レッカー代の平均価格は1万円~3万円です。買取店によって条件が異なる場合もあるため、サイトなどで調べてから依頼することをおすすめします。

修復歴を隠すのはNG

事故車であることや修復歴があることを隠して買取に出すと、最悪の場合損害賠償を支払わなければならないため注意しましょう。

事故車や修復歴を隠したとしても、プロが確認すれば高確率で判明します。その結果、買取店に不信感を与えるため買取価格をさらに下げられたり、買取拒否されたりすることにつながります。

さらに、買取後に隠ぺいが判明した場合、損害賠償を請求されることがあるため、事故車であることや修復歴があることは必ず申告しましょう。

(まとめ)事故車を買い取ってもらうときの値段はどのくらい?

1.事故車の値段は事故車の状態によって大きく変わります

事故車と一口に言っても、簡単な修理で済む場合もあれば、潰れて自走できず大きな修理を必要とする場合もあります。状態が悪い場合は同じ車種の事故車に比べて、半額以下になってしまう可能性もあるため、覚悟しておいた方が良いでしょう。

2.事故車を売る場合は半額程度が目安です

事故車の値段は当然、普通の車よりも相場が下がります。特に修復歴のある車は走行に影響があることもあるため、修復歴のない車に比べて半額程度になってしまうこともあるでしょう。

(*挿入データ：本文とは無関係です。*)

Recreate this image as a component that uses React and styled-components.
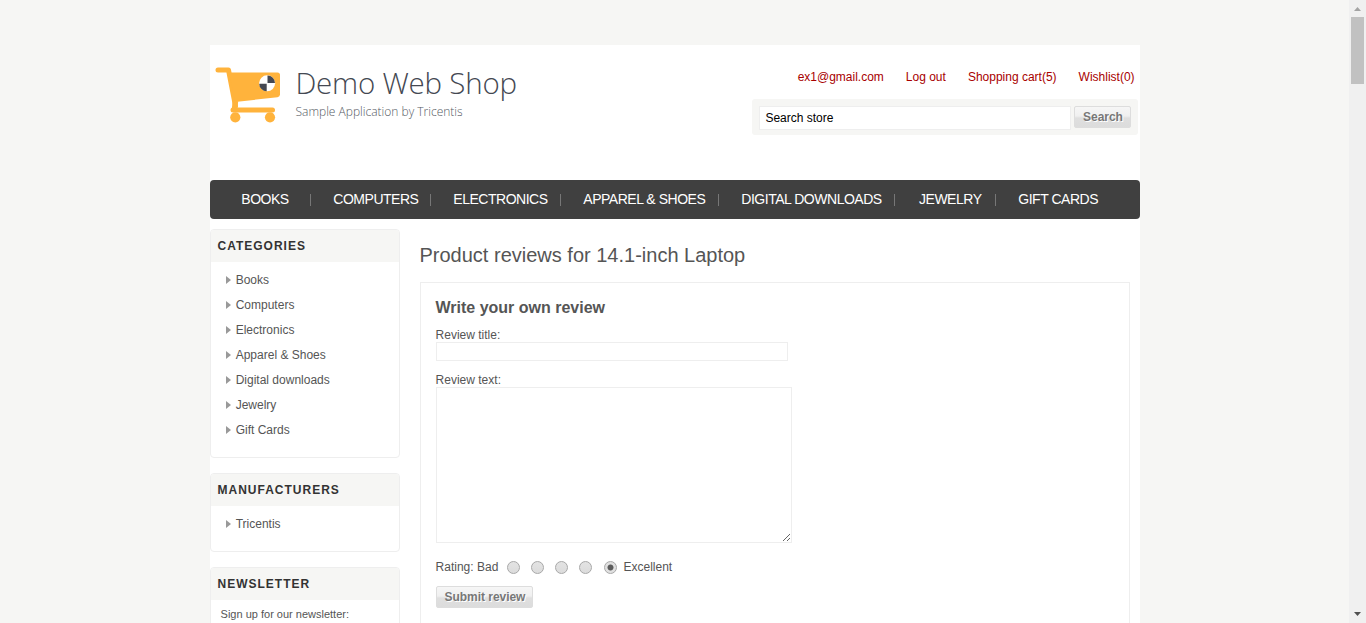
import React from "react";
import styled, { createGlobalStyle } from "styled-components";

const GlobalStyle = createGlobalStyle`
  *, *::before, *::after { box-sizing: border-box; }
  html, body { margin: 0; padding: 0; overflow: hidden; background: #f6f6f4; }
  body { font-family: "Liberation Sans", Arial, sans-serif; font-size: 12px; color: #555; }
  ul { list-style: none; margin: 0; padding: 0; }
  h1, h2, h3 { margin: 0; }
  input, textarea, button { font-family: inherit; }
`;

const Viewport = styled.div`
  display: flex;
  width: 1366px;
  height: 623px;
  overflow: hidden;
`;

const Page = styled.div`
  flex: 1;
  padding: 45px 0 0 210px;
  overflow: hidden;
`;

const Shell = styled.div`
  width: 930px;
  height: 900px;
  background: #fff;
`;

const Header = styled.header`
  display: flex;
  justify-content: space-between;
  height: 135px;
`;

const Logo = styled.a`
  display: flex;
  padding: 21px 0 0 5px;
`;

const LogoText = styled.div`
  display: flex;
  flex-direction: column;
  padding-left: 13.5px;
  font-family: "Open Sans", sans-serif;
  font-weight: 300;
  white-space: nowrap;
`;

const LogoName = styled.span`
  font-size: 29.5px;
  line-height: 34px;
  letter-spacing: -0.22px;
  color: #444852;
`;

const LogoTagline = styled.span`
  font-size: 12px;
  line-height: 16px;
  margin-top: 4px;
  color: #555963;
`;

const HeaderTools = styled.div`
  display: flex;
  flex-direction: column;
  align-items: flex-end;
  padding: 24px 2px 0 0;
`;

const HeaderLinks = styled.ul`
  display: flex;
  gap: 22px;
  padding-right: 3.4px;
  line-height: 16px;
  color: #a80000;
`;

const SearchBar = styled.div`
  display: flex;
  gap: 3px;
  width: 386px;
  height: 36px;
  margin-top: 14px;
  padding: 7px;
  border-radius: 3px;
  background: #f6f6f4;
`;

const SearchInput = styled.input`
  width: 312px;
  height: 24px;
  padding: 0 5.4px;
  border: 1px solid #eee;
  outline: none;
  font-size: 12px;
  color: #000;
`;

const Button = styled.button`
  width: ${(p) => p.$width}px;
  height: 22px;
  padding: 0 0 1px 1px;
  border: 1px solid #ddd;
  border-radius: 2px;
  background: linear-gradient(#f6f6f6 0%, #f0f0f0 45%, #dfdfdf 55%, #dcdcdc 100%);
  font-size: 12px;
  font-weight: bold;
  letter-spacing: -0.04px;
  color: #777;
  text-shadow: 1px 1px 0 #fff;
  white-space: nowrap;
`;

const Nav = styled.ul`
  display: flex;
  align-items: center;
  height: 39px;
  padding-left: 9px;
  border-radius: 4px;
  background: #404040;
`;

const NavItem = styled.li`
  display: flex;
  align-items: center;
  width: ${(p) => p.$width}px;
  height: 39px;
  padding-left: ${(p) => p.$indent || 22.3}px;
  padding-bottom: 2px;
  font-size: 14px;
  letter-spacing: -0.48px;
  color: #fff;
  white-space: nowrap;

  &:not(:last-child)::after {
    content: "";
    width: 1px;
    height: 12px;
    margin: 3px 0 0 auto;
    background: #777;
  }
`;

const Columns = styled.div`
  display: flex;
  gap: 20px;
  padding-top: 10px;
`;

const Sidebar = styled.aside`
  display: flex;
  flex-direction: column;
  gap: 15px;
  width: 190px;
`;

const Block = styled.section`
  border: 1px solid #eee;
  border-radius: 4px;
  overflow: hidden;
`;

const BlockTitle = styled.h3`
  height: 32px;
  padding-left: 6.5px;
  background: #f6f6f4;
  font-size: 12px;
  line-height: 32px;
  letter-spacing: 1px;
  color: #333;
`;

const BlockList = styled.ul`
  padding: 5px 0 15px 15px;
`;

const BlockItem = styled.li`
  display: flex;
  align-items: center;
  gap: 4.7px;
  height: 25px;

  &::before {
    content: "";
    border: solid transparent;
    border-width: 4.5px 0 4.5px 5px;
    border-left-color: #999;
  }
`;

const NewsletterText = styled.p`
  height: 80px;
  margin: 0;
  padding: 6px 0 0 9.6px;
  font-size: 11px;
  line-height: 16px;
`;

const Main = styled.main`
  width: 710px;
`;

const PageTitle = styled.h1`
  height: 53px;
  padding-top: 13px;
  margin-left: -0.5px;
  font-size: 20px;
  font-weight: normal;
  line-height: 26px;
  white-space: nowrap;
`;

const ReviewForm = styled.div`
  display: flex;
  flex-direction: column;
  align-items: flex-start;
  height: 420px;
  padding: 15px;
  border: 1px solid #eee;
`;

const FormTitle = styled.h2`
  margin-left: -0.5px;
  font-size: 16px;
  line-height: 20px;
`;

const Label = styled.label`
  height: 14px;
  margin: ${(p) => p.$top}px 0 0 -0.4px;
  line-height: 15px;
`;

const TitleInput = styled.input`
  width: 352px;
  height: 19px;
  border: 1px solid #eee;
`;

const ReviewArea = styled.textarea`
  display: block;
  width: 356px;
  height: 156px;
  border: 1px solid #eee;
`;

const Rating = styled.div`
  display: flex;
  align-items: center;
  height: 15px;
  margin: 16px 0 12px -0.4px;
  white-space: nowrap;
`;

const RatingOptions = styled.div`
  display: flex;
  gap: 11.25px;
  margin-top: 1px;
  padding: 0 7px 0 8.2px;
`;

const Radio = styled.input`
  appearance: none;
  width: 13px;
  height: 13px;
  margin: 0;
  border: 1px solid #a8a8a8;
  border-radius: 50%;
  background: linear-gradient(#e3e3e3, #dcdcdc);

  &:checked {
    background: radial-gradient(circle, #5c5c5c 0 2.6px, #e0e0e0 3.4px);
  }
`;

const Scrollbar = styled.div`
  display: flex;
  flex-direction: column;
  align-items: center;
  justify-content: space-between;
  width: 17px;
  height: 623px;
  background: #f0f0f0;
`;

const ScrollTrack = styled.div`
  flex: 1;
`;

const ScrollThumb = styled.div`
  width: 13px;
  height: 67px;
  background: #c1c1c1;
`;

const ScrollArrow = styled.svg`
  display: block;
  width: 17px;
  height: 17px;
`;

const navItems = [
  { label: "BOOKS", width: 92 },
  { label: "COMPUTERS", width: 120 },
  { label: "ELECTRONICS", width: 130 },
  { label: "APPAREL & SHOES", width: 158 },
  { label: "DIGITAL DOWNLOADS", width: 176 },
  { label: "JEWELRY", width: 101, indent: 24 },
  { label: "GIFT CARDS", width: 140 },
];

const categories = ["Books", "Computers", "Electronics", "Apparel & Shoes", "Digital downloads", "Jewelry", "Gift Cards"];

function CartIcon() {
  return (
    <svg width="67" height="58" viewBox="0 0 67 58">
      <path d="M3 4H13.5L20.5 40" fill="none" stroke="#ffb33c" strokeWidth="5" strokeLinecap="round" strokeLinejoin="round" />
      <path d="M14 6.5H62.5Q65 6.5 65 9V28.5Q65 30.8 62.5 31.2L20 36Z" fill="#ffb33c" />
      <path d="M20.5 35L19.5 43" stroke="#ffb33c" strokeWidth="5.5" />
      <rect x="15.5" y="41.5" width="44.5" height="5" rx="2.5" fill="#ffb33c" />
      <circle cx="20.3" cy="51.3" r="5.1" fill="#ffb33c" />
      <circle cx="55" cy="51.3" r="5.1" fill="#ffb33c" />
      <circle cx="52.1" cy="17.3" r="8" fill="#fff" />
      <path d="M52.5 16.9V9.4A7.6 7.6 0 0 1 60 16.9ZM51.7 17.7V25.2A7.6 7.6 0 0 1 44.2 17.7Z" fill="#444852" />
    </svg>
  );
}

export default function App() {
  return (
    <>
      <GlobalStyle />
      <Viewport>
        <Page>
          <Shell>
            <Header>
              <Logo>
                <CartIcon />
                <LogoText>
                  <LogoName>Demo Web Shop</LogoName>
                  <LogoTagline>Sample Application by Tricentis</LogoTagline>
                </LogoText>
              </Logo>
              <HeaderTools>
                <HeaderLinks>
                  <li>ex1@gmail.com</li>
                  <li>Log out</li>
                  <li>Shopping cart(5)</li>
                  <li>Wishlist(0)</li>
                </HeaderLinks>
                <SearchBar>
                  <SearchInput defaultValue="Search store" />
                  <Button $width={57}>Search</Button>
                </SearchBar>
              </HeaderTools>
            </Header>
            <Nav>
              {navItems.map((item) => (
                <NavItem key={item.label} $width={item.width} $indent={item.indent}>
                  {item.label}
                </NavItem>
              ))}
            </Nav>
            <Columns>
              <Sidebar>
                <Block>
                  <BlockTitle>CATEGORIES</BlockTitle>
                  <BlockList>
                    {categories.map((name) => (
                      <BlockItem key={name}>{name}</BlockItem>
                    ))}
                  </BlockList>
                </Block>
                <Block>
                  <BlockTitle>MANUFACTURERS</BlockTitle>
                  <BlockList>
                    <BlockItem>Tricentis</BlockItem>
                  </BlockList>
                </Block>
                <Block>
                  <BlockTitle>NEWSLETTER</BlockTitle>
                  <NewsletterText>Sign up for our newsletter:</NewsletterText>
                </Block>
              </Sidebar>
              <Main>
                <PageTitle>Product reviews for 14.1-inch Laptop</PageTitle>
                <ReviewForm>
                  <FormTitle>Write your own review</FormTitle>
                  <Label $top={10}>Review title:</Label>
                  <TitleInput />
                  <Label $top={12}>Review text:</Label>
                  <ReviewArea />
                  <Rating>
                    <span>Rating: Bad</span>
                    <RatingOptions>
                      {[1, 2, 3, 4, 5].map((value) => (
                        <Radio key={value} type="radio" name="rating" value={value} defaultChecked={value === 5} />
                      ))}
                    </RatingOptions>
                    <span>Excellent</span>
                  </Rating>
                  <Button $width={97}>Submit review</Button>
                </ReviewForm>
              </Main>
            </Columns>
          </Shell>
        </Page>
        <Scrollbar>
          <ScrollArrow viewBox="0 0 17 17">
            <path d="M5 11L8.5 7L12 11Z" fill="#a3a3a3" />
          </ScrollArrow>
          <ScrollTrack>
            <ScrollThumb />
          </ScrollTrack>
          <ScrollArrow viewBox="0 0 17 17">
            <path d="M5 6L8.5 10L12 6Z" fill="#505050" />
          </ScrollArrow>
        </Scrollbar>
      </Viewport>
    </>
  );
}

修復歴がなければ、査定金額はほとんど通常通りのこともありえます。

3.修理してあるかどうかでも値段は変わってきます

車を修理すれば当然査定金額は高くなります。しかし、多くの場合修理費用の方が査定で減額される金額よりも高くつくため、損をすることが多いでしょう。

修理せずそのまま出すのが、一番損をせずに済みます。

4.事故車でも中古車買取店に査定を依頼してみましょう

事故車を買い取りしてもらいたいという場合は、まずは中古車買取店に査定を依頼しましょう。中古車買取店の中でも事故車を得意とする店は、他の中古車買取店よりも高額査定をしてくれます。

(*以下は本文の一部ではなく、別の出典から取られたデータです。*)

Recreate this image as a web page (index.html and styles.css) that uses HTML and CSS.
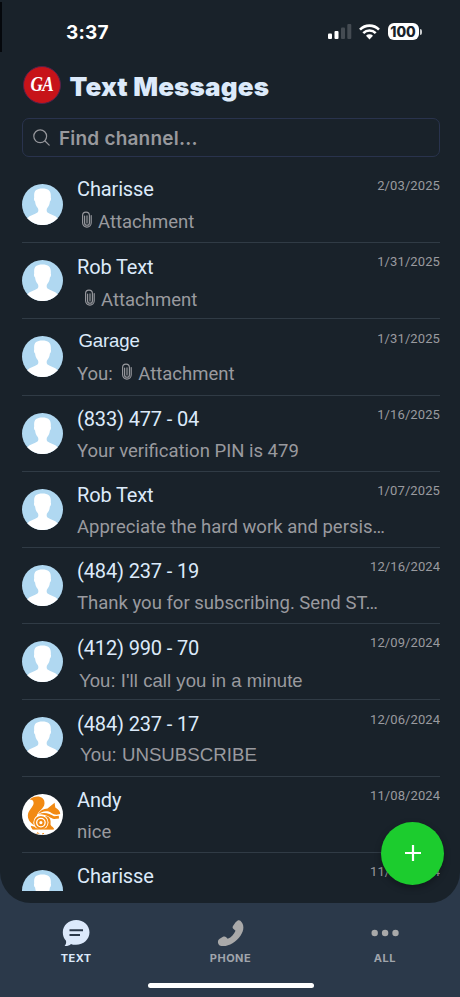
FILE: index.html
```html
<!DOCTYPE html>
<html lang="en">
<head>
<meta charset="utf-8">
<title>Text Messages</title>
<link rel="stylesheet" href="styles.css">
</head>
<body>
<svg class="defs" width="0" height="0" aria-hidden="true">
  <symbol id="person" viewBox="0 0 41 41">
    <circle cx="20.5" cy="20.5" r="20.5" fill="#b0d8f1"/>
    <path d="M5.200 34.200C8 31.300 13 30.300 15.500 28.500C16.700 27.500 16.500 25.300 15.700 24C14.100 22.400 13.300 20 13.100 17.600C11.900 16.500 11.800 14.500 12.200 13.400C11.600 7 14 4.600 20.400 4.600S29.300 7 28.800 13.400C29.200 14.500 29.100 16.500 27.900 17.600C27.700 20 26.900 22.400 25.300 24C24.500 25.300 24.300 27.500 25.500 28.500C28 30.300 33 31.300 35.800 34.200A20.500 20.500 0 0 1 5.200 34.200Z" fill="#fff"/>
  </symbol>
  <symbol id="clip" viewBox="0 0 12 18">
    <path d="M3.600 5V11.900A2.400 2.400 0 0 0 8.400 11.900V4.500A3.400 3.400 0 0 0 1.600 4.500V11.800A4.300 4.300 0 0 0 10.200 11.800V4.500M6 4.800V11.900" fill="none" stroke="currentColor" stroke-width="1.150" stroke-linecap="round"/>
  </symbol>
</svg>
<div class="screen">
  <main class="panel">
    <div class="status">
      <span class="time">3:37</span>
      <div class="status-icons">
        <svg class="signal" width="24" height="16" viewBox="0 0 24 16"><rect x="0" y="9.500" width="4" height="5.500" rx="1" fill="#fff"/><rect x="6.500" y="7" width="4" height="8" rx="1" fill="#fff"/><rect x="13" y="3.500" width="4" height="11.500" rx="1" fill="#444b52"/><rect x="19.300" y="0" width="4" height="15" rx="1" fill="#444b52"/></svg>
        <svg class="wifi" width="21" height="16" viewBox="0 0 21 16"><g fill="none" stroke="#fff" stroke-width="2.600"><path d="M1 5.600A13.400 13.400 0 0 1 20 5.600"/><path d="M4.300 9.100A8.800 8.800 0 0 1 16.700 9.100"/></g><path d="M7 11.800A5 5 0 0 1 14 11.800L10.500 15.500Z" fill="#fff"/></svg>
        <span class="battery">100</span><i class="battery-tip"></i>
      </div>
    </div>
    <header class="head"><div class="logo"><span>GA</span></div><h1>Text Messages</h1></header>
    <div class="search">
      <svg width="18" height="18" viewBox="0 0 18 18"><g fill="none" stroke="#96979c" stroke-width="1.200" stroke-linecap="round"><circle cx="7.200" cy="7.300" r="6.400"/><path d="M12 12L16.200 16.200"/></g></svg>
      <span>Find channel...</span>
    </div>
    <div class="list">
      <div class="row first"><svg class="avatar"><use href="#person"/></svg><div class="copy"><div class="name">Charisse</div><div class="sub in4"><svg class="clip"><use href="#clip"/></svg><span class="att">Attachment</span></div></div><time>2/03/2025</time></div>
      <div class="row second"><svg class="avatar"><use href="#person"/></svg><div class="copy"><div class="name">Rob Text</div><div class="sub in7"><svg class="clip"><use href="#clip"/></svg><span class="att">Attachment</span></div></div><time>1/31/2025</time></div>
      <div class="row third"><svg class="avatar"><use href="#person"/></svg><div class="copy"><div class="name arial">Garage</div><div class="sub"><span class="you">You:</span><svg class="clip"><use href="#clip"/></svg><span class="att">Attachment</span></div></div><time>1/31/2025</time></div>
      <div class="row"><svg class="avatar"><use href="#person"/></svg><div class="copy"><div class="name">(833) 477 - 04</div><div class="sub">Your verification PIN is 479</div></div><time>1/16/2025</time></div>
      <div class="row"><svg class="avatar"><use href="#person"/></svg><div class="copy"><div class="name">Rob Text</div><div class="sub">Appreciate the hard work and persis…</div></div><time>1/07/2025</time></div>
      <div class="row"><svg class="avatar"><use href="#person"/></svg><div class="copy"><div class="name">(484) 237 - 19</div><div class="sub">Thank you for subscribing. Send ST…</div></div><time>12/16/2024</time></div>
      <div class="row"><svg class="avatar"><use href="#person"/></svg><div class="copy"><div class="name">(412) 990 - 70</div><div class="sub arial call">You: I'll call you in a minute</div></div><time>12/09/2024</time></div>
      <div class="row"><svg class="avatar"><use href="#person"/></svg><div class="copy"><div class="name">(484) 237 - 17</div><div class="sub arial unsub">You: UNSUBSCRIBE</div></div><time>12/06/2024</time></div>
      <div class="row"><svg class="avatar" viewBox="0 0 41 41"><circle cx="20.500" cy="20.500" r="20.500" fill="#fff"/><g fill="#f28a13"><path d="M7.500 5.500C13 .8 23 1.500 22.500 9.500C22.200 15 15.800 17 14.600 22.200C13.900 25.200 14.600 27.500 13 31.500C8.500 29.500 5 25 6 20C7 15.500 12.500 12 11.500 8C11 6 9.200 5.400 7.500 5.500Z"/><path d="M25.500 14.600L32.600 8.800L33.300 13.500C36.500 15.500 38.300 17.500 38.200 20L34.500 20.800C30.500 20.600 29 18 25.500 17.300C22 16.700 18.500 18.400 15.900 20.300C18 16.500 21.500 14.800 25.500 14.600Z"/><path d="M17 20.300C22 17.500 27.800 19.800 32 22.200L36.800 21.700L37 24.500L32.200 25C28.600 24.600 26.200 20.700 17 20.300Z"/><path d="M23 21.700C28 22.500 29.200 25.700 28.500 30.500C29.500 33.200 31.500 32.500 32 35.200H10.500C9.300 34.200 9 33 8.800 31.800L14 33C20 35.500 26.500 31 23 21.700Z"/></g><circle cx="18.900" cy="28.400" r="7.600" fill="#fff"/><circle cx="18.900" cy="28.600" r="5.800" fill="none" stroke="#f28a13" stroke-width="1.800"/><circle cx="18.900" cy="28.600" r="2.600" fill="#fff" stroke="#f28a13" stroke-width="2"/><path d="M10.500 34.800H31.500" stroke="#f28a13" stroke-width="1.200"/><path d="M14.500 39.800L16 38.600L17 39.800M20 40L22 39.400" fill="none" stroke="#f28a13"/></svg><div class="copy"><div class="name">Andy</div><div class="sub">nice</div></div><time>11/08/2024</time></div>
      <div class="row"><svg class="avatar"><use href="#person"/></svg><div class="copy"><div class="name">Charisse</div></div><time>11/06/2024</time></div>
    </div>
  </main>
  <nav class="tabs">
    <div class="tab active"><svg width="28" height="28" viewBox="0 0 28 28"><path d="M14.200 1C21.500 1 27.500 6.300 27.500 13.300S21.500 25.800 14 25.800C12 25.800 10.500 25.500 9 24.900C7.500 26.500 4.800 27.300 2.600 27C4 25.500 4.400 23.700 4 21.800C1.900 19.500 .8 16.700 .8 13.300C.8 6.300 6.900 1 14.200 1Z" fill="#dce9fb"/><path d="M7.500 11.300H21M7.500 16H18" stroke="#2b394a" stroke-width="2.100"/></svg><span>TEXT</span></div>
    <div class="tab phone"><svg width="28" height="28" viewBox="0 0 28 28"><path d="M20.700 1.600C21.500 1 22.600 1.100 23.400 1.800C27.300 5.300 27.500 11.300 23.500 16.700C18.500 23.500 11 28 4.300 26.900C1.800 26.500 .5 24.500 1 21.900C1.200 20.900 1.800 20.200 2.700 19.700L6 17.800C7.200 17.100 8.300 17.300 9.200 18.300L10.700 19.800C14.500 18.200 17 15.400 18.500 11.700L16.300 9.700C15.500 8.900 15.400 7.800 16 6.900L18.600 3.300Z" fill="#a9a9a9"/></svg><span>PHONE</span></div>
    <div class="tab"><svg width="28" height="28" viewBox="0 0 28 28" fill="#a9a9a9"><circle cx="3.700" cy="14" r="3.200"/><circle cx="14.100" cy="14" r="3.200"/><circle cx="24.500" cy="14" r="3.200"/></svg><span>ALL</span></div>
  </nav>
  <div class="home"></div>
  <div class="edge"></div>
  <div class="fab"><svg width="18" height="18" viewBox="0 0 18 18"><path d="M9 1V17M1 9H17" stroke="#fff" stroke-width="2.200"/></svg></div>
</div>
</body>
</html>
```
FILE: styles.css
```css
* { box-sizing: border-box; }
body { margin: 0; background: #2b394a; }
.defs { position: absolute; }
.screen { position: relative; width: 460px; height: 997px; overflow: hidden; background: #2b394a; }
.panel { height: 902.5px; padding: 0 20px 0 22px; background: #19222a; border-radius: 0 0 31px 31px; overflow: hidden; }
.edge { position: absolute; left: 0; top: 2px; width: 1.5px; height: 50px; background: #05080c; }
.status { height: 64px; display: flex; justify-content: space-between; align-items: flex-start; padding: 20px 18.500px 0 44px; }
.time { margin-top: 1px; font: 700 19px/24px Inter, sans-serif; color: #fff; letter-spacing: .2px; }
.status-icons { display: flex; align-items: center; padding-top: 3px; }
.wifi { margin: 0 8px 0 7px; }
.battery { width: 31px; height: 17px; border-radius: 6px; background: #fff; color: #19222a; font: 800 14px/17px Inter, sans-serif; text-align: center; letter-spacing: -.1px; }
.battery-tip { width: 2px; height: 6px; margin-left: 1px; border-radius: 0 3px 3px 0; background: #c9ccce; }
.head { height: 54px; display: flex; align-items: flex-start; gap: 8.500px; padding: 2px 0 0 1px; }
.logo { width: 38px; height: 38px; border-radius: 50%; background: #c71319; border: 1px solid #53224a; color: #fff; font: italic 700 21px/35px "Liberation Serif", serif; display: flex; justify-content: center; }
.logo span { transform: scaleX(.82); letter-spacing: -.7px; }
h1 { margin: 5px 0 0; font: 900 26px/32px Inter, sans-serif; color: #dceafa; letter-spacing: .17px; }
.search { height: 39px; display: flex; align-items: center; border: 1px solid #29334d; border-radius: 7px; padding-left: 10px; gap: 8px; color: #98999d; font: 600 19px/24px Inter, sans-serif; letter-spacing: .2px; }
.search span { padding-top: 2px; }
.list { height: 734px; overflow: hidden; padding-top: 10px; }
.row { height: 76.200px; display: flex; border-bottom: 1px solid #303b45; font-family: Roboto, sans-serif; }
.avatar { width: 41px; height: 41px; margin-top: 17px; flex: none; }
.copy { flex: 1; padding: 11.500px 0 0 14px; min-width: 0; white-space: nowrap; }
.name { height: 24px; font-size: 20px; line-height: 24px; color: #dceafa; letter-spacing: -.14px; }
.sub { height: 24px; margin-top: 7.500px; display: flex; font-size: 18.500px; line-height: 24px; color: #999a9f; }
.first .copy { padding-top: 10px; }
.first .sub { margin-top: 9px; }
.second .sub { margin-top: 9px; }
.third .copy { padding-top: 9.500px; }
.third .sub { margin-top: 9.500px; }
.arial { font-family: "Liberation Sans", Arial, sans-serif; }
.name.arial { padding-left: 1.500px; font-size: 18.600px; letter-spacing: -.15px; }
.sub.call { padding-left: 2px; margin-top: 9px; letter-spacing: .06px; }
.sub.unsub { padding-left: 3px; margin-top: 7.500px; font-size: 18.700px; }
.in4 { padding-left: 4px; }
.in7 { padding-left: 7px; }
.clip { width: 12px; height: 18px; margin: 1px 5px 0 0; }
.you { margin-right: 8.500px; }
time { width: 70px; margin-left: -70px; padding-top: 10.300px; text-align: right; font-size: 13px; line-height: 18px; color: #999a9f; letter-spacing: .1px; }
.tabs { display: flex; height: 80px; padding-top: 16.500px; margin: 0 -2px 0 -1px; }
.tab { flex: 1; display: flex; flex-direction: column; align-items: center; gap: 3px; color: #a0a5ac; font: 700 11px/16px Inter, sans-serif; letter-spacing: .5px; }
.tab.active { color: #dce9fb; }
.phone svg { margin-left: 2px; }
.home { width: 166px; height: 5px; margin: .5px auto 0 148px; border-radius: 3px; background: #fff; }
.fab { position: absolute; left: 381px; top: 821.500px; width: 63px; height: 63px; border-radius: 50%; background: #1ccc2e; display: flex; align-items: center; justify-content: center; box-shadow: 0 3px 7px rgba(0,0,0,.3); }
```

また、値段がつかない場合は廃車専門店も利用しましょう。

5.中古車買取店に依頼する前に準備しましょう

中古車買取店に査定を依頼する前に、あらかじめ同じ車種の事故車がどのくらいの額で買い取られているのか、どのくらい減額されるのかインターネットで調べておくと便利です。また、相見積もりすることで不当に安い金額での買取を防ぐことができます。